Angola registou, em 2020, progressos no respeito pelas liberdades civis, mas o país manteve o uso excessivo da força contra civis, bem como a repressão aos ativistas de Cabinda, denunciou hoje a Human Rigths Watch (HRW).
De acordo com o relatório anual da organização sobre a situação dos direitos humanos no mundo, divulgado hoje a partir dos Estados Unidos, as autoridades de Luanda “mostraram dificuldades” para conter o uso excessivo da força e os abusos policiais contra civis.
“Durante 2020, as autoridades angolanas debateram-se para conter os abusos das forças de segurança do Estado implicadas em mortes e uso excessivo da força contra pessoas desarmadas que alegadamente violaram as restrições impostas pela covid-19”, adianta-se no documento.
Segundo a HRW, durante o confinamento parcial decretado em março, no contexto da luta contra a pandemia de covid-19 no país, “as forças governamentais reagiram com o uso excessivo da força, que em alguns casos resultou na morte de pessoas inocentes desarmadas” em resposta a muitos angolanos, especialmente comerciantes de rua, que quebraram as regras para procurar ganhar algum dinheiro.
“As forças de segurança do Estado foram implicadas por grupos de direitos humanos e meios de comunicação social em graves violações dos direitos humanos, incluindo assassínios, perseguições e detenções arbitrárias, enquanto tentavam impor regras e restrições”, aponta-se no relatório.
O documento cita outro relatório, apresentado no início de agosto pela Amnistia Internacional, que dava conta que as forças de segurança responsáveis por aplicar as restrições motivadas pela covid-19 tinham matado “pelo menos sete jovens entre maio e julho de 2020”.
A HRW assinalou a morte, em setembro, de um médico sob custódia policial depois de ter sido detido por não usar uma máscara facial dentro do seu carro, uma morte que suscitou protestos da população, que se manifestou nas ruas de Luanda.
As autoridades abriram um inquérito sobre as circunstâncias da morte do médico, mas, de acordo com a HRW, até início de dezembro os resultados da investigação não tinham ainda sido divulgados.
Os abusos policiais foram considerados pela hierarquia como “más ações” de “alguns agentes” que não devem pôr em causa a confiança na polícia.
O relatório denuncia ainda que, mesmo no contexto da pandemia de covid-19, as autoridades continuam a deter preventivamente “centenas de pessoas” por delitos menores, levando a uma elevada afluência diária de novos detidos às cadeias.
“Em maio, a polícia divulgou dados que mostram que quase 300 pessoas tinham sido detidas em 24 horas por violar as regras do estado de emergência”, refere-se no relatório, adiantando que as autoridades ignoraram as recomendações de grupos de direitos humanos para que fossem consideradas alternativas à pena de prisão e evitada a detenção de pessoas por delitos menores.
Em abril, as autoridades libertaram cerca de 1.900 pessoas que se encontravam em prisão preventiva para tentar impedir a propagação do coronavírus nas prisões do país.
Numa nota positiva, no documento assinalam-se os “progressos no respeito pelos direitos à liberdade de expressão e à manifestação”, recordando-se que o país “permitiu várias manifestações e marchas por todo o país”.
Ainda assim, ressalva a HRW, a repressão contra manifestantes e ativistas pacíficos no enclave rico em petróleo de Cabinda continuou.
“Em violação da Convenção Internacional sobre os Direitos Civis e Políticos, de que Angola é parte, as autoridades recusaram todos os pedidos dos ativistas pró-independência de Cabinda para se manifestarem pacificamente.
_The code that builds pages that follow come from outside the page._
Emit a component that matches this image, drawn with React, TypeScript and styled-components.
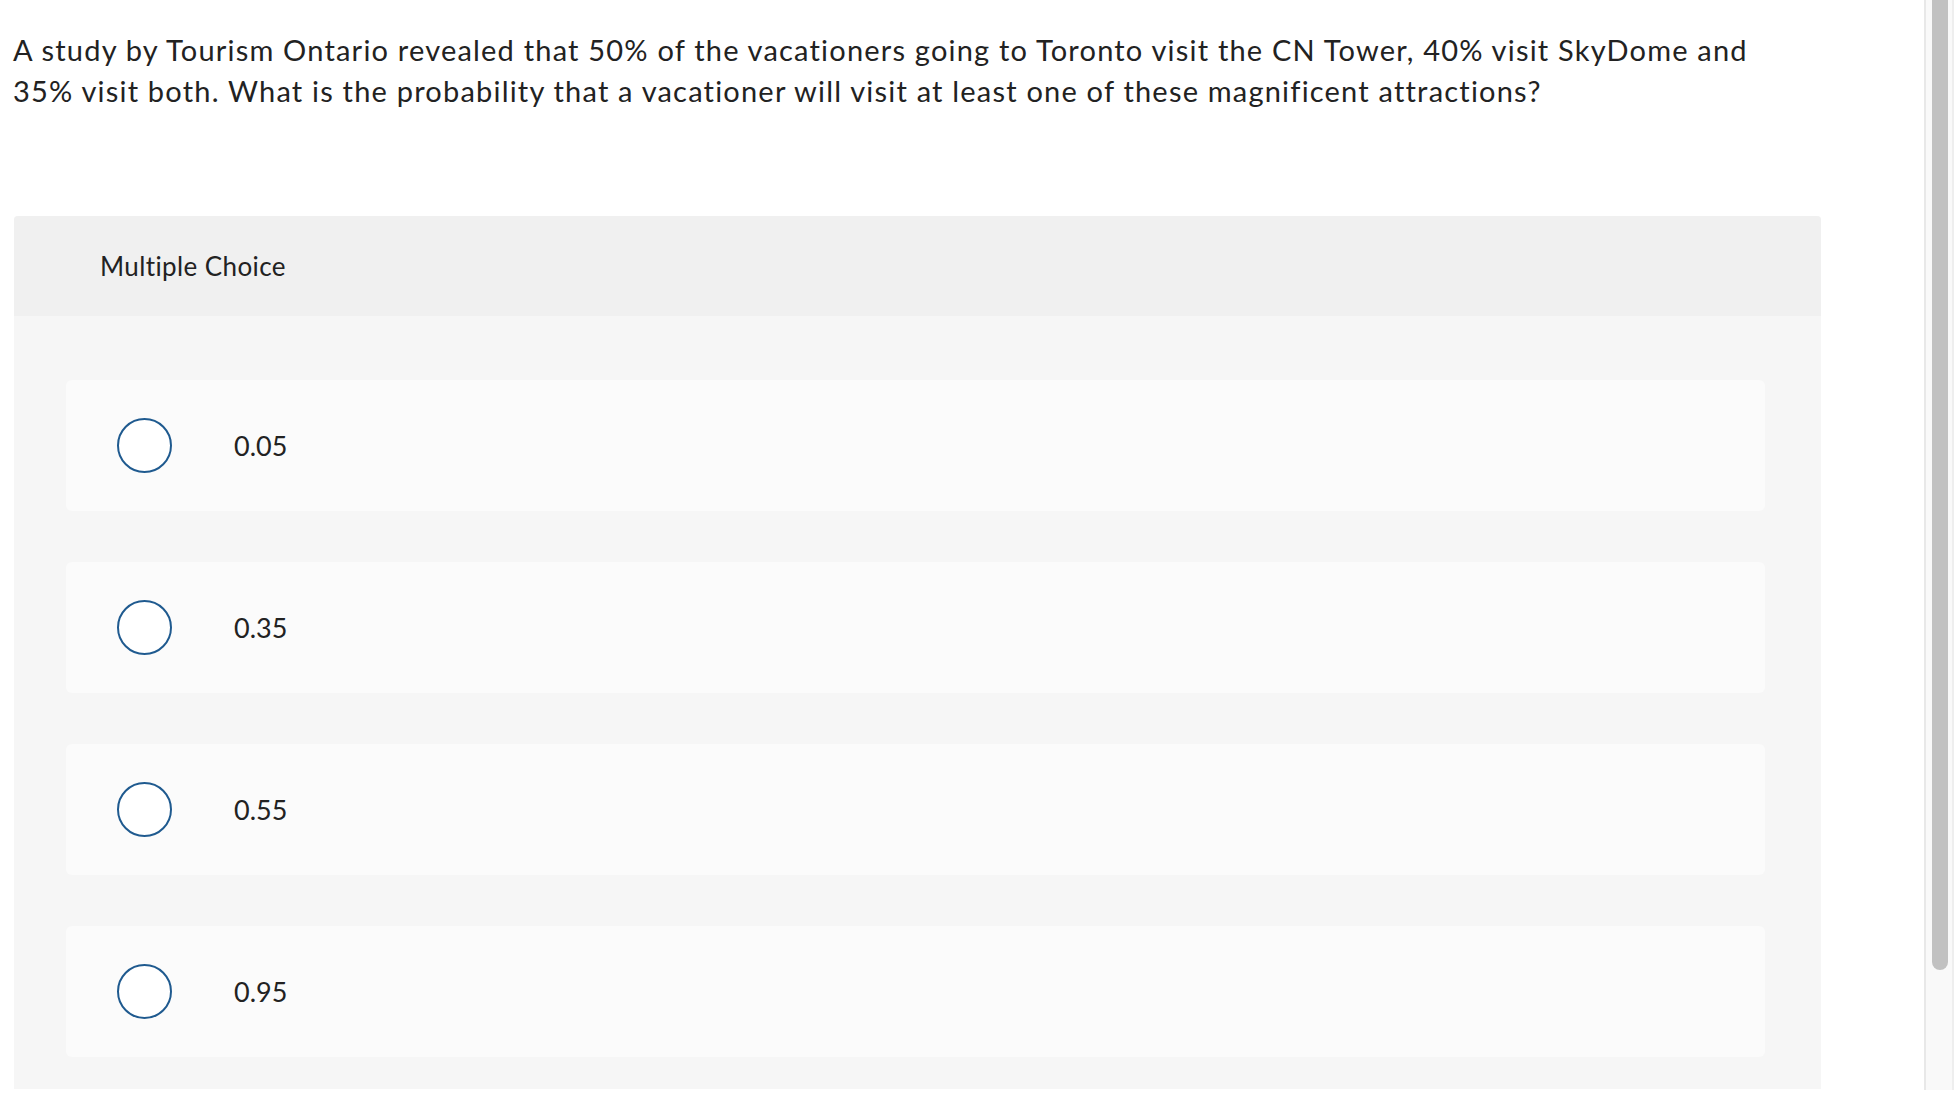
import React from 'react';
import styled, { createGlobalStyle } from 'styled-components';

const GlobalStyle = createGlobalStyle`
  html, body {
    margin: 0;
    padding: 0;
    background: #ffffff;
  }
  body {
    font-family: Lato, "Open Sans", "Liberation Sans", sans-serif;
    color: #212121;
  }
`;

const Page = styled.div`
  display: flex;
  width: 1956px;
  height: 1090px;
  overflow: hidden;
`;

const Main = styled.main`
  flex: 1;
  min-width: 0;
  padding: 29px 0 0 13px;
  overflow: hidden;
`;

const Question = styled.p`
  margin: 0;
  width: 1780px;
  font-size: 29px;
  line-height: 41px;
  letter-spacing: 1.2px;
  color: #222222;
`;

const Card = styled.section`
  width: 1807px;
  margin: 105px 0 0 1px;
  border-radius: 4px 4px 0 0;
  background: #f6f6f6;
  overflow: hidden;
`;

const CardHeader = styled.header`
  display: flex;
  align-items: center;
  height: 100px;
  padding-left: 86px;
  background: #f0f0f0;
  font-size: 26px;
  letter-spacing: 0.4px;
  color: #222222;
`;

const Choices = styled.ul`
  list-style: none;
  margin: 0;
  padding: 64px 56px 32px 52px;
  display: flex;
  flex-direction: column;
  gap: 51px;
`;

const Choice = styled.li`
  display: flex;
  align-items: center;
  height: 131px;
  padding-left: 51px;
  border-radius: 6px;
  background: #fbfbfb;
  cursor: pointer;
`;

const Radio = styled.span`
  box-sizing: border-box;
  flex: none;
  width: 55px;
  height: 55px;
  border-radius: 50%;
  border: 2px solid #1f5a8f;
  background: #ffffff;
`;

const ChoiceLabel = styled.span`
  margin-left: 62px;
  font-size: 27px;
  color: #222222;
`;

const ScrollRail = styled.div`
  box-sizing: border-box;
  flex: none;
  width: 30px;
  margin-right: 2px;
  padding-left: 6px;
  border-left: 2px solid #e8e8e8;
  border-right: 2px solid #eeeeee;
  background: #f9f9f9;
`;

const ScrollThumb = styled.div`
  width: 16px;
  height: 970px;
  border-radius: 0 0 8px 8px;
  background: #c1c1c1;
`;

const choices = ['0.05', '0.35', '0.55', '0.95'];

export default function App() {
  return (
    <>
      <GlobalStyle />
      <Page>
        <Main>
          <Question>
            A study by Tourism Ontario revealed that 50% of the vacationers going to Toronto visit the CN
            Tower, 40% visit SkyDome and 35% visit both. What is the probability that a vacationer will
            visit at least one of these magnificent attractions?
          </Question>
          <Card>
            <CardHeader>Multiple Choice</CardHeader>
            <Choices>
              {choices.map((c) => (
                <Choice key={c}>
                  <Radio />
                  <ChoiceLabel>{c}</ChoiceLabel>
                </Choice>
              ))}
            </Choices>
          </Card>
        </Main>
        <ScrollRail>
          <ScrollThumb />
        </ScrollRail>
      </Page>
    </>
  );
}
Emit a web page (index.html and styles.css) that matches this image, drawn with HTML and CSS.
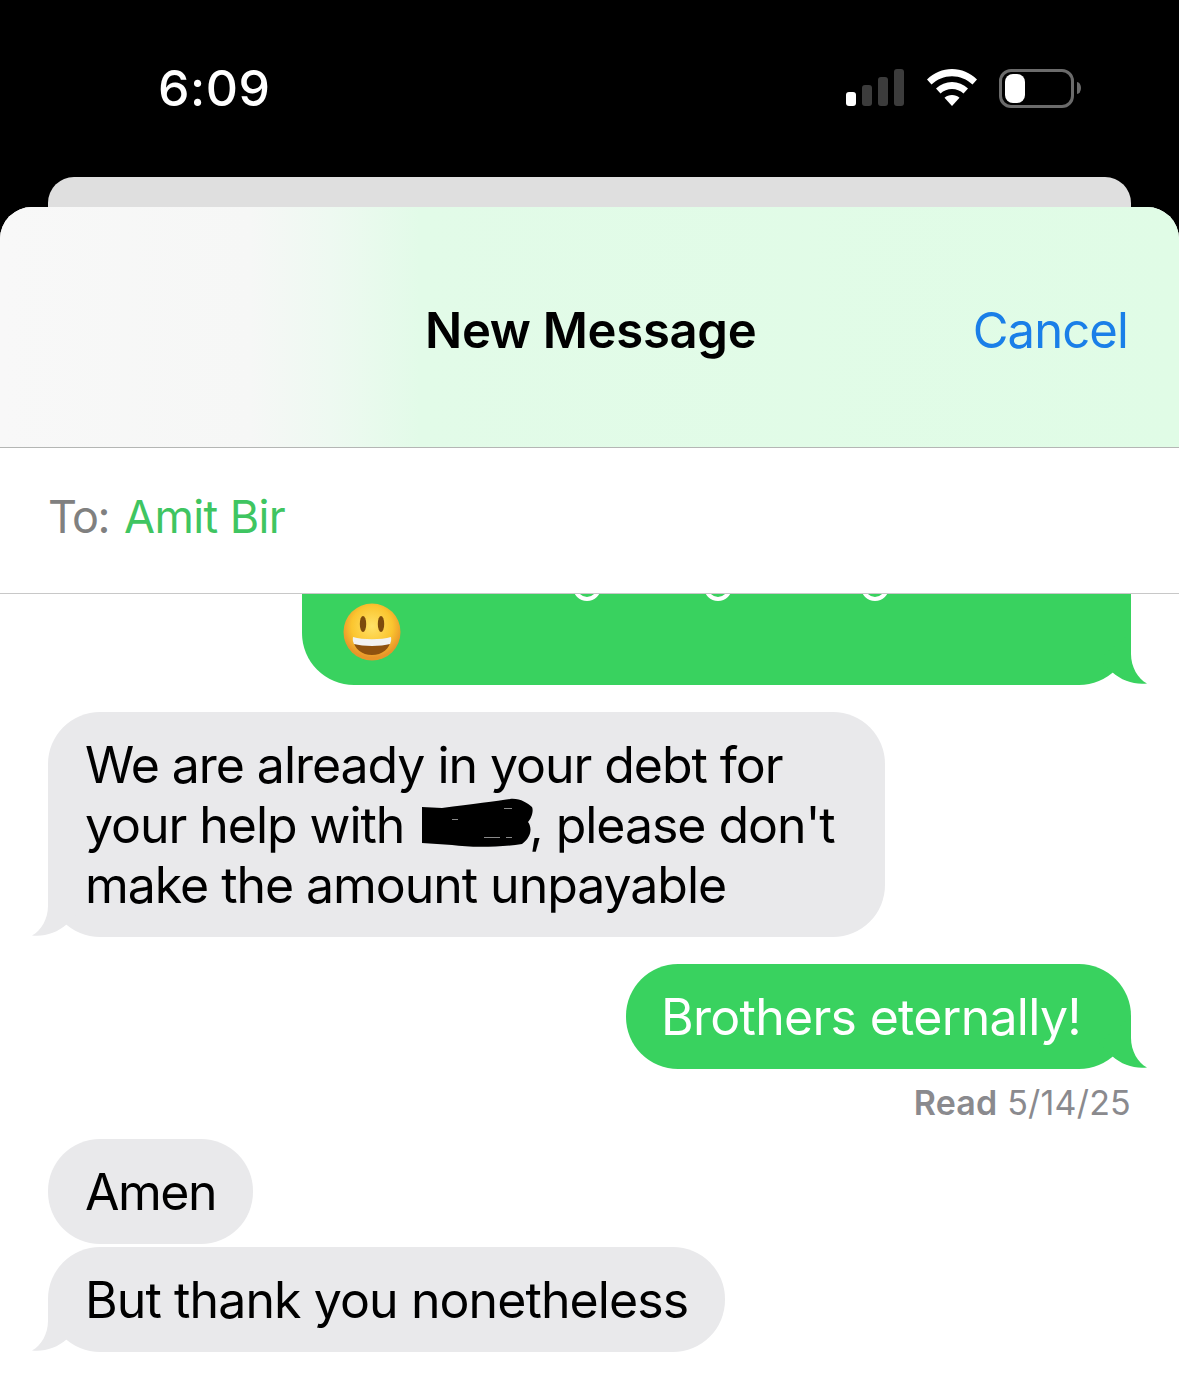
FILE: index.html
```html
<!DOCTYPE html>
<html>
<head>
  <meta charset="UTF-8">
  <title>New Message</title>
  <link rel="stylesheet" href="styles.css">
</head>
<body>
  <div class="status-bar">
    <span class="clock">6:09</span>
    <div class="status-icons">
      <svg class="signal" width="58" height="38" viewBox="0 0 58 38">
        <rect x="0" y="23" width="10" height="14" rx="3" fill="#fff"/>
        <rect x="16" y="16" width="10" height="21" rx="3" fill="#3c3c3c"/>
        <rect x="32" y="8" width="10" height="29" rx="3" fill="#3c3c3c"/>
        <rect x="48" y="0" width="10" height="37" rx="3" fill="#3c3c3c"/>
      </svg>
      <svg class="wifi" width="50" height="38" viewBox="0 0 50 38">
        <path d="M25 0C34.500 0 43 3.800 50 10.500L45.500 15.500C39.800 10.200 32.800 7.200 25 7.200C17.200 7.200 10.200 10.200 4.500 15.500L0 10.500C7 3.800 15.500 0 25 0Z" fill="#fff"/>
        <path d="M25 13C31 13 36.500 15.300 41 19.500L36.500 24.500C33.300 21.600 29.400 20 25 20C20.600 20 16.700 21.600 13.500 24.500L9 19.500C13.500 15.300 19 13 25 13Z" fill="#fff"/>
        <path d="M25 26C27.900 26 30.400 27 32.500 28.800L25 37L17.500 28.800C19.600 27 22.100 26 25 26Z" fill="#fff"/>
      </svg>
      <div class="battery">
        <div class="battery-level"></div>
      </div>
      <div class="battery-cap"></div>
    </div>
  </div>

  <div class="card-behind"></div>

  <div class="sheet">
    <div class="nav">
      <span class="nav-title">New Message</span>
      <span class="nav-cancel">Cancel</span>
    </div>
    <div class="to-row">
      <span class="to-label">To:</span>
      <span class="to-name">Amit Bir</span>
    </div>

    <div class="thread">
      <div class="row row-sent">
        <div class="bubble sent first-bubble">
          <span class="cut-g cut-g1"></span>
          <span class="cut-g cut-g2"></span>
          <span class="cut-g cut-g3"></span>
          <svg class="emoji" width="58" height="58" viewBox="0 0 58 58">
            <defs>
              <radialGradient id="face" cx="50%" cy="40%" r="55%">
                <stop offset="0" stop-color="#ffe268"/>
                <stop offset="0.65" stop-color="#fbc52f"/>
                <stop offset="1" stop-color="#e8952a"/>
              </radialGradient>
            </defs>
            <circle cx="29" cy="29" r="28.500" fill="url(#face)"/>
            <ellipse cx="20" cy="21" rx="3.200" ry="8" fill="#7d4a0c"/>
            <ellipse cx="38" cy="21" rx="3.200" ry="8" fill="#7d4a0c"/>
            <path d="M10 36C20 40 38 40 48 36C47 46 39 52 29 52C19 52 11 46 10 36Z" fill="#8f520f"/>
            <path d="M10 34C20 37 38 37 48 34C48.500 37 48 39 47 41C38 43.500 20 43.500 11 41C10 39 9.500 37 10 34Z" fill="#f2f2f2"/>
          </svg>
          <svg class="tail" width="48" height="52" viewBox="0 0 48 52"><path d="M32 0V21C32 34 39 46 48 50.500C36 52 23 48 13 39L0 26Z"/></svg>
        </div>
      </div>

      <div class="row">
        <div class="bubble received wide-bubble">
          We are already in your debt for<br>
          your help with <span class="redacted"><svg width="112" height="50" viewBox="0 0 112 50"><path d="M0 8L20 9C50 5 75 2 88 0C98 -1 105 4 110 8C112 12 109 20 106 23C110 28 110 38 100 45C80 48 50 49 30 46L0 44Z"/><path class="fleck" d="M30 20H36V21H30ZM62 38H78V39H62ZM84 38H90V39H84ZM82 9H90V10H82Z"/></svg></span>, please don't<br>
          make the amount unpayable
          <svg class="tail" width="48" height="52" viewBox="0 0 48 52"><path d="M32 0V21C32 34 39 46 48 50.500C36 52 23 48 13 39L0 26Z"/></svg>
        </div>
      </div>

      <div class="row row-sent">
        <div class="bubble sent brothers">
          Brothers eternally!
          <svg class="tail" width="48" height="52" viewBox="0 0 48 52"><path d="M32 0V21C32 34 39 46 48 50.500C36 52 23 48 13 39L0 26Z"/></svg>
        </div>
      </div>
      <div class="read-line"><b>Read</b> 5/14/25</div>

      <div class="row row-amen">
        <div class="bubble received amen">Amen</div>
      </div>
      <div class="row row-last">
        <div class="bubble received">
          But thank you nonetheless
          <svg class="tail" width="48" height="52" viewBox="0 0 48 52"><path d="M32 0V21C32 34 39 46 48 50.500C36 52 23 48 13 39L0 26Z"/></svg>
        </div>
      </div>
    </div>
  </div>
</body>
</html>
```

FILE: styles.css
```css
* {
  box-sizing: border-box;
}

html, body {
  margin: 0;
  padding: 0;
}

body {
  width: 1179px;
  height: 1395px;
  overflow: hidden;
  background: #000;
  font-family: Inter, "Liberation Sans", sans-serif;
}

.status-bar {
  height: 177px;
  padding: 0 98px 0 158px;
  display: flex;
  justify-content: space-between;
  align-items: flex-start;
  color: #fff;
}

.clock {
  margin-top: 57px;
  font-size: 50px;
  line-height: 62px;
  font-weight: 500;
  letter-spacing: 0.5px;
}

.status-icons {
  margin-top: 69px;
  display: flex;
  align-items: flex-start;
}

.signal {
  margin-right: 23px;
}

.wifi {
  margin-right: 22px;
}

.battery {
  width: 75px;
  height: 39px;
  padding: 2px 3px;
  border: 3px solid #6b6b6b;
  border-radius: 12px;
}

.battery-level {
  width: 20px;
  height: 29px;
  border-radius: 8px;
  background: #fff;
}

.battery-cap {
  width: 4px;
  height: 12px;
  margin: 13px 0 0 3px;
  background: #6b6b6b;
  border-radius: 0 100% 100% 0 / 0 50% 50% 0;
}

.card-behind {
  height: 30px;
  margin: 0 48px;
  background: #dfdfdf;
  border-radius: 26px 26px 0 0;
}

.sheet {
  height: 1188px;
  background: #fff;
  border-radius: 32px 32px 0 0;
  overflow: hidden;
}

.nav {
  height: 241px;
  padding: 6px 51px 0 425px;
  display: flex;
  align-items: center;
  justify-content: space-between;
  border-bottom: 1px solid #b4b6b4;
  background: linear-gradient(90deg, #f8f8f8 0, #f6f7f6 250px, #eef9f1 330px, #e2fbe8 420px, #e0fce6 100%);
}

.nav-title {
  font-size: 49px;
  font-weight: 600;
  letter-spacing: -0.3px;
  color: #000;
}

.nav-cancel {
  font-size: 49px;
  letter-spacing: -0.9px;
  color: #1a7fe8;
}

.to-row {
  height: 146px;
  padding: 0 48px 8px;
  display: flex;
  align-items: center;
  gap: 15px;
  border-bottom: 1px solid #c8c8c8;
  font-size: 45px;
  letter-spacing: -0.6px;
}

.to-label {
  color: #808080;
  letter-spacing: -1.5px;
}

.to-name {
  color: #3fc561;
}

.thread {
  height: 801px;
  padding: 0 48px;
  overflow: hidden;
}

.row {
  display: flex;
  margin-top: 27px;
}

.row:first-child {
  margin-top: -69px;
}

.row-sent {
  justify-content: flex-end;
}

.bubble {
  position: relative;
  padding: 23px 37px 22px;
  border-radius: 52px;
  font-size: 50px;
  line-height: 60px;
  letter-spacing: -0.9px;
}

.sent {
  background: #39d25f;
  color: #fff;
}

.received {
  background: #e9e9eb;
  color: #000;
}

.first-bubble {
  width: 829px;
  height: 160px;
}

.wide-bubble {
  width: 837px;
  letter-spacing: -1.05px;
}

.brothers {
  padding-left: 35px;
  padding-right: 50px;
  letter-spacing: -0.7px;
}

.amen {
  letter-spacing: -1.5px;
}

.emoji {
  position: absolute;
  left: 41px;
  top: 78px;
}

.cut-g {
  position: absolute;
  top: 48px;
  width: 28px;
  height: 28px;
  border: 4px solid #fff;
  border-radius: 50%;
}

.cut-g1 {
  left: 271px;
}

.cut-g2 {
  left: 402px;
}

.cut-g3 {
  left: 559px;
}

.tail {
  position: absolute;
  right: -16px;
  bottom: 0;
}

.sent .tail {
  fill: #39d25f;
}

.received .tail {
  right: auto;
  left: -16px;
  transform: scaleX(-1);
  fill: #e9e9eb;
}

.redacted {
  display: inline-block;
  width: 107px;
  height: 50px;
  margin-left: 5px;
  vertical-align: -6px;
}

.redacted svg {
  display: block;
  overflow: visible;
}

.fleck {
  fill: #8a8a8a;
}

.read-line {
  margin-top: 14px;
  text-align: right;
  font-size: 34px;
  line-height: 40px;
  color: #8a8a8e;
  letter-spacing: 0.2px;
}

.read-line b {
  font-weight: 600;
}

.row-amen {
  margin-top: 16px;
}

.row-last {
  margin-top: 3px;
}
```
A polícia interrompeu violentamente os protestos e marchas e deteve ilegalmente os participantes”, refere.
O relatório fala ainda de detenções arbitrárias dos líderes do movimento independentista e de perseguições a ativistas dentro das suas casas.
As autoridades angolanas mantiveram também, segundo a organização de defesa de direitos humanos, a política de desalojamento e demolições forçadas sem “alternativas adequadas habitação, mesmo durante o período de confinamento”.
A HRW destacou também a adoção, em fevereiro, da “aguardada” estratégia de direitos humanos do país, que os torna numa questão de segurança do Estado.
O documento, que foi redigido pela primeira vez em 2017, estabelece que a situação dos direitos humanos do país é sujeita a uma avaliação periódica pelo Conselho de Segurança do Estado, a introdução de um prémio para distinguir ativistas e ensino dos direitos humanos como disciplina nas escolas, entre outras questões.
As autoridades angolanas começaram também em 2020 a implementar medidas de combate ao tráfico de seres humanos que, segundo o Governo, está a atingir “níveis alarmantes” no país.